Some experiences are surprisingly joyful. A person decides to spend the day volunteering, helping at a local drive, tutoring, or dropping off donations. They go in expecting distraction and come out feeling connected. The holiday stops revolving around whether they were celebrated and starts revolving around whether they showed up well. That shift can be deeply stabilizing. It replaces passive disappointment with active meaning.
And sometimes Anti-Valentine’s Day becomes a personal reset. Someone cleans their space, buys flowers for their own table, writes a page in a journal, and makes a decision they had been postponing for months. Maybe they finally apply for a job. Maybe they unfollow the ex. Maybe they commit to better boundaries. Maybe they simply admit they want a different kind of life. In those cases, February 14 stops being a day to “get through” and becomes a marker of change.
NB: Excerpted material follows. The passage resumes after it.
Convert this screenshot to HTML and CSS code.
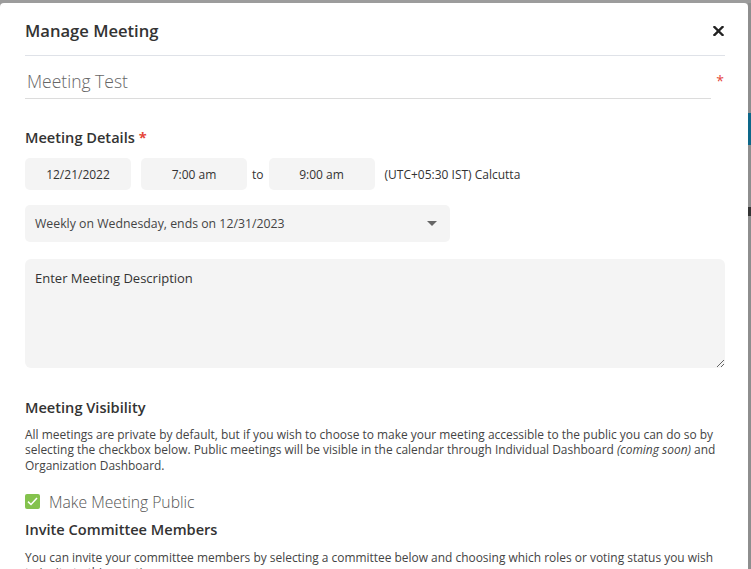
FILE: index.html
```html
<!DOCTYPE html>
<html lang="en">
<head>
    <meta charset="UTF-8">
    <meta name="viewport" content="width=device-width, initial-scale=1.0">
    <title>Manage Meeting</title>
    <link rel="stylesheet" href="styles.css">
</head>
<body>
    <div class="screen">
        <div class="modal">
            <div class="modal-head">
                <h2 class="modal-title">Manage Meeting</h2>
                <button class="close-btn" type="button" aria-label="Close">
                    <svg width="11" height="10" viewBox="0 0 11 10"><path d="M1.5 1 L9.5 9 M9.5 1 L1.5 9" stroke="#222" stroke-width="2.4" stroke-linecap="square"/></svg>
                </button>
            </div>

            <div class="title-row">
                <div class="title-field">Meeting Test</div>
                <span class="req">*</span>
            </div>

            <h3 class="section-title first">Meeting Details <span class="req">*</span></h3>
            <div class="time-row">
                <div class="field-box">12/21/2022</div>
                <div class="field-box">7:00 am</div>
                <span class="to">to</span>
                <div class="field-box">9:00 am</div>
                <span class="tz">(UTC+05:30 IST) Calcutta</span>
            </div>

            <div class="select-box">
                <span>Weekly on Wednesday, ends on 12/31/2023</span>
                <svg width="10" height="5" viewBox="0 0 10 5"><path d="M0 0 H10 L5 5 Z" fill="#666"/></svg>
            </div>

            <textarea class="description" placeholder="Enter Meeting Description"></textarea>

            <h3 class="section-title visibility">Meeting Visibility</h3>
            <p class="note">All meetings are private by default, but if you wish to choose to make your meeting accessible to the public you can do so by selecting the checkbox below. Public meetings will be visible in the calendar through Individual Dashboard <em>(coming soon)</em> and Organization Dashboard.</p>

            <label class="check-row">
                <span class="check-box">
                    <svg width="11" height="9" viewBox="0 0 11 9"><path d="M1 4.6 L4 7.5 L10 1" fill="none" stroke="#fff" stroke-width="1.5"/></svg>
                </span>
                Make Meeting Public
            </label>

            <h3 class="section-title invite">Invite Committee Members</h3>
            <p class="note invite-note">You can invite your committee members by selecting a committee below and choosing which roles or voting status you wish to invite to this meeting.</p>
        </div>
        <div class="peek">
            <div class="peek-bar"></div>
            <div class="peek-tick"></div>
        </div>
    </div>
</body>
</html>
```

FILE: styles.css
```css
body { margin: 0; background: #9c9c9c; font-family: "Open Sans", "Noto Sans", sans-serif; color: #333; overflow: hidden; }
.screen { display: flex; padding-top: 3px; height: 566px; }
.modal { width: 748px; flex: none; box-sizing: border-box; padding: 0 23px 0 25px; background: #fff; border-radius: 4px 4px 0 0; overflow: hidden; }
.peek { flex: 1; background: #8e8e8e; }
.peek-bar { margin-top: 110px; height: 32px; background: #0d6789; }
.peek-tick { margin-top: 62px; height: 9px; background: #333; }

.modal-head { display: flex; justify-content: space-between; align-items: center; padding: 16px 0 12px; border-bottom: 1px solid #dfe2e8; }
.modal-title { margin: 0; font-size: 16.6px; font-weight: 600; line-height: 24px; color: #333; }
.close-btn { background: none; border: none; padding: 0; margin-right: 1px; display: flex; cursor: pointer; }

.title-row { display: flex; align-items: flex-start; gap: 5px; margin-top: 14px; }
.title-field { flex: 1; padding: 0 0 6px 2px; font-size: 17.5px; font-weight: 300; line-height: 22px; color: #666; border-bottom: 1px solid #dcdcdc; }
.req { color: #e5473a; font-weight: 400; }
.title-row .req { font-size: 14px; line-height: 14px; margin-top: 4px; margin-right: 1px; }

.section-title { margin: 0; font-size: 14.6px; font-weight: 600; line-height: 20px; color: #333; }
.section-title.first { margin-top: 28px; }
.section-title .req { font-weight: 700; }

.time-row { display: flex; align-items: center; gap: 10px; margin-top: 11px; font-size: 12px; }
.field-box { width: 106px; height: 32px; display: flex; align-items: center; justify-content: center; background: #f4f4f4; border-radius: 5px; color: #333; }
.to { margin: 0 -5px 0 -5px; color: #333; font-size: 12px; }
.tz { font-size: 12px; color: #333; }

.select-box { width: 425px; height: 37px; box-sizing: border-box; margin-top: 15px; padding: 0 13px 0 10px; display: flex; align-items: center; justify-content: space-between; background: #f4f4f4; border-radius: 5px; font-size: 12.3px; color: #444; }

.description { display: block; width: 700px; height: 109px; box-sizing: border-box; margin-top: 17px; padding: 10px 10px; border: none; border-radius: 6px; background: #f4f4f4; font-family: inherit; font-size: 13px; line-height: 18px; color: #333; resize: vertical; outline: none; }
.description::placeholder { color: #333; }

.section-title.visibility { margin-top: 29px; }
.note { margin: 10px 0 0; font-size: 11.95px; line-height: 15.3px; color: #444; }

.check-row { display: flex; align-items: center; gap: 9px; margin-top: 18px; font-size: 15.7px; font-weight: 300; line-height: 22px; color: #555; }
.check-box { width: 15px; height: 15px; display: flex; align-items: center; justify-content: center; background: #84c24d; border-radius: 2px; }

.section-title.invite { margin-top: 6px; }
.invite-note { margin-top: 11px; }
```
That is what makes Anti-Valentine’s Day so effective when done well. It is not about proving you do not care. It is about caring in a smarter direction. The real experience is not bitterness. It is relief, humor, clarity, connection, and sometimes the unexpected thrill of realizing that a day once ruled by pressure can become a day that genuinely belongs to you.
Conclusion
Anti-Valentine’s Day is not a rejection of love. It is a rejection of one narrow idea of how love is supposed to look on one very specific date. You can celebrate your friends, your goals, your peace, your healing, your future, your independence, and your own good company. That is not second best. That is a fuller definition of love than a prix-fixe menu ever offered.
So this February 14, skip the pressure. Do something funny, grounding, generous, creative, or bold. Make the day feel like yours. If romance happens to be part of your life, great. If not, your life is still not on pause. Anti-Valentine’s Day is your reminder that joy does not need a plus-one.